Figuring out the right time for creating a partnership program is actually pretty straightforward. You should create one when your advisory firm’s leadership is ready.

Partnerships should not be driven by the possibility of losing an advisor or losing clients. The potential to lose clients or lose an employee is a natural part of running a business; it can happen at any time.

Yes, you should focus on retention, but not at the expense of adding a partnership for the wrong people or at the wrong time.

It’s important to recognize that partnership structures don’t work for every firm. They are one way to build the future of a firm, but they are not the only way.
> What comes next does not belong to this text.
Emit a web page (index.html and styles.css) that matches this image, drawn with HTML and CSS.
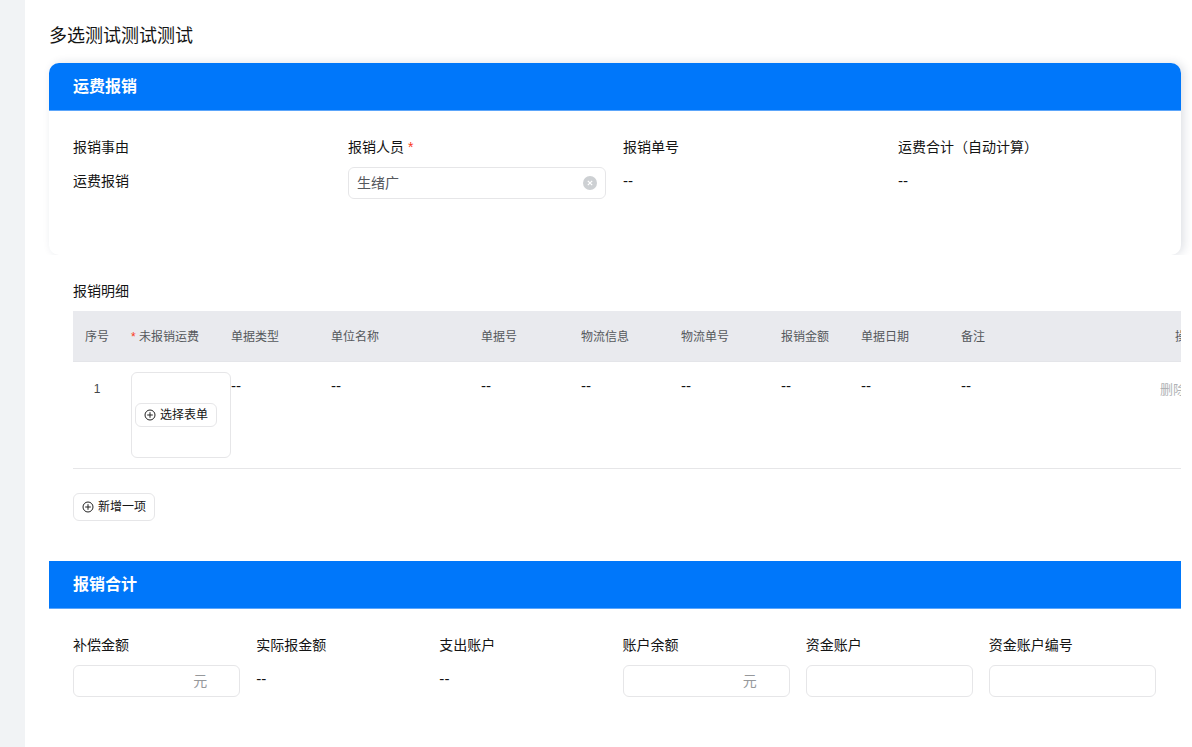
FILE: index.html
```html
<!DOCTYPE html>
<html lang="zh-CN">
<head>
<meta charset="utf-8">
<title>多选测试测试测试</title>
<link rel="stylesheet" href="styles.css">
</head>
<body>
<main class="page">
  <h1 class="page-title">多选测试测试测试</h1>

  <section class="card">
    <h2 class="section-bar">运费报销</h2>
    <div class="fields fields-four">
      <div class="field"><span class="label">报销事由</span><span class="value">运费报销</span></div>
      <div class="field">
        <label class="label" for="person">报销人员 <span class="required">*</span></label>
        <div class="control">
          <input id="person" type="text" value="生绪广">
          <button class="clear" type="button" aria-label="清除">
            <svg viewBox="0 0 14 14" width="14" height="14"><circle cx="7" cy="7" r="7" fill="#cdd0d3"/><path d="M4.8 4.8l4.4 4.4M9.2 4.8l-4.4 4.4" stroke="#fff" stroke-width="1.2"/></svg>
          </button>
        </div>
      </div>
      <div class="field"><span class="label">报销单号</span><span class="value empty">--</span></div>
      <div class="field"><span class="label">运费合计（自动计算）</span><span class="value empty">--</span></div>
    </div>
  </section>

  <section class="details">
    <h3 class="details-title">报销明细</h3>
    <div class="table-scroll">
      <table class="table">
        <colgroup>
          <col class="w-index"><col class="w-form"><col class="w-100"><col class="w-150"><col class="w-100"><col class="w-100"><col class="w-100"><col class="w-80"><col class="w-100"><col class="w-note"><col class="w-80">
        </colgroup>
        <thead>
          <tr>
            <th class="center">序号</th>
            <th class="form-cell"><span class="required">*</span> 未报销运费</th>
            <th>单据类型</th><th>单位名称</th><th>单据号</th><th>物流信息</th><th>物流单号</th><th>报销金额</th><th>单据日期</th><th>备注</th>
            <th class="action-head">操作</th>
          </tr>
        </thead>
        <tbody>
          <tr>
            <td class="center index">1</td>
            <td class="form-cell">
              <div class="picker">
                <button class="button button-small" type="button"><svg class="plus" viewBox="0 0 12 12"><circle cx="6" cy="6" r="5"/><path d="M6 3.2v5.6M3.2 6h5.6"/></svg>选择表单</button>
              </div>
            </td>
            <td class="empty">--</td><td class="empty">--</td><td class="empty">--</td><td class="empty">--</td><td class="empty">--</td><td class="empty">--</td><td class="empty">--</td><td class="empty">--</td>
            <td class="action"><button class="remove" type="button">删除</button></td>
          </tr>
        </tbody>
      </table>
    </div>
    <button class="button" type="button"><svg class="plus" viewBox="0 0 12 12"><circle cx="6" cy="6" r="5"/><path d="M6 3.2v5.6M3.2 6h5.6"/></svg>新增一项</button>
  </section>

  <section class="total">
    <h2 class="section-bar">报销合计</h2>
    <div class="fields fields-six">
      <div class="field"><label class="label" for="compensation">补偿金额</label><div class="control"><input id="compensation" type="text"><span class="unit">元</span></div></div>
      <div class="field"><span class="label">实际报金额</span><span class="value empty">--</span></div>
      <div class="field"><span class="label">支出账户</span><span class="value empty">--</span></div>
      <div class="field"><label class="label" for="balance">账户余额</label><div class="control"><input id="balance" type="text"><span class="unit">元</span></div></div>
      <div class="field"><label class="label" for="account">资金账户</label><div class="control"><input id="account" type="text"></div></div>
      <div class="field"><label class="label" for="account-no">资金账户编号</label><div class="control"><input id="account-no" type="text"></div></div>
    </div>
  </section>
</main>
</body>
</html>
```

FILE: styles.css
```css
* { box-sizing: border-box; }

body {
  margin: 0;
  padding-left: 25px;
  background: #f1f3f5;
  color: #141414;
  font: 14px/20px "Liberation Sans", "Noto Sans CJK SC", sans-serif;
}

h1, h2, h3 { margin: 0; }
input, button { font: inherit; color: inherit; }

.page {
  min-height: 100vh;
  padding: 24px 11px 24px 24px;
  background: #fff;
}

.page-title {
  margin-bottom: 15px;
  font-size: 18px;
  line-height: 24px;
  font-weight: 400;
}

.card {
  min-height: 192px;
  border-radius: 10px;
  background: #fff;
  box-shadow: 3px 0 10px rgba(30, 40, 80, 0.14);
  clip-path: inset(-10px -11px 0 -10px);
  overflow: hidden;
}

.section-bar {
  padding: 1px 24px 0;
  border-bottom: 1px solid #5ca6fb;
  background: #0077fa;
  color: #fff;
  font-size: 16px;
  line-height: 46px;
  font-weight: 700;
}

.fields {
  display: grid;
  gap: 16px;
  padding: 26px 25px 0 24px;
}
.fields-four {
  grid-template-columns: repeat(4, minmax(0, 1fr));
  column-gap: 17px;
}
.fields-six { grid-template-columns: repeat(6, minmax(0, 1fr)); }

.field {
  display: flex;
  flex-direction: column;
  gap: 10px;
}
.label { white-space: nowrap; }
.value { padding-top: 4px; }
.empty { font-family: "DejaVu Sans", sans-serif; }
.required { color: #f93920; }

.control {
  display: flex;
  align-items: center;
  height: 32px;
  border: 1px solid #e6e6e8;
  border-radius: 6px;
  background: #fff;
}
.control input {
  flex: 1;
  min-width: 0;
  padding: 0 8px;
  border: 0;
  outline: 0;
  background: transparent;
  color: #55585c;
}
.clear {
  display: flex;
  margin-right: 8px;
  padding: 0;
  border: 0;
  background: none;
}
.unit {
  margin-right: 32px;
  color: #96989b;
}

.details { padding: 26px 0 40px 24px; }
.details-title {
  margin-bottom: 10px;
  font-size: 14px;
  line-height: 20px;
  font-weight: 400;
}

.table-scroll {
  margin-bottom: 24px;
  overflow-x: auto;
  scrollbar-width: none;
}
.table {
  width: 1158px;
  table-layout: fixed;
  border-collapse: separate;
  border-spacing: 0;
}
.w-index { width: 48px; }
.w-form { width: 110px; }
.w-80 { width: 80px; }
.w-100 { width: 100px; }
.w-150 { width: 150px; }
.w-note { width: 190px; }

.table th {
  height: 51px;
  padding: 2px 0 0;
  border-bottom: 1px solid #e4e5e9;
  background: #e9eaee;
  color: #55585c;
  font-size: 12px;
  font-weight: 400;
  text-align: left;
}
.table td {
  height: 107px;
  padding: 14px 0 0;
  border-bottom: 1px solid #e6e6e8;
  vertical-align: top;
}
.table .center { text-align: center; }
.table .index { padding-top: 17px; color: #44474a; font-size: 12px; }
.table .form-cell { padding-left: 10px; }
.table td.form-cell { padding-top: 10px; }
.table .action-head { padding-left: 24px; }
.table .action { padding: 17px 0 0 9px; }

.picker {
  display: flex;
  align-items: center;
  height: 86px;
  padding: 0 3px;
  border: 1px solid #e6e6e8;
  border-radius: 6px;
}

.button {
  display: flex;
  align-items: center;
  gap: 4px;
  height: 28px;
  padding: 0 8px;
  border: 1px solid #e6e6e8;
  border-radius: 6px;
  background: #fff;
  font-size: 12px;
  white-space: nowrap;
}
.picker .button-small {
  height: 24px;
}
.plus {
  width: 12px;
  height: 12px;
  fill: none;
  stroke: #222;
  stroke-width: 1;
}
.remove {
  padding: 0;
  border: 0;
  background: none;
  color: #b0b2b5;
  font-size: 13px;
}
```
Before you ever reach the point of asking whether or not you should add a partnership program, take a comprehensive look at your firm’s culture. Only firm owner(s) can decide if they want their firm’s culture to be one that is ownership-driven, or instead reward employees well with a compensation-driven environment instead.

Compensation-driven firms and partnership-driven firms are fundamentally different. In the former, employees are compensated for the job they do. In the latter, they get a return on whatever investment they put into the company.

There’s no one-size-fits-all approach for deciding if a partnership program is right for your firm. What is definitive, though, is that your decision should be based purely on the culture you want for your advisory firm and the opportunity you want to create within it — not based on fear.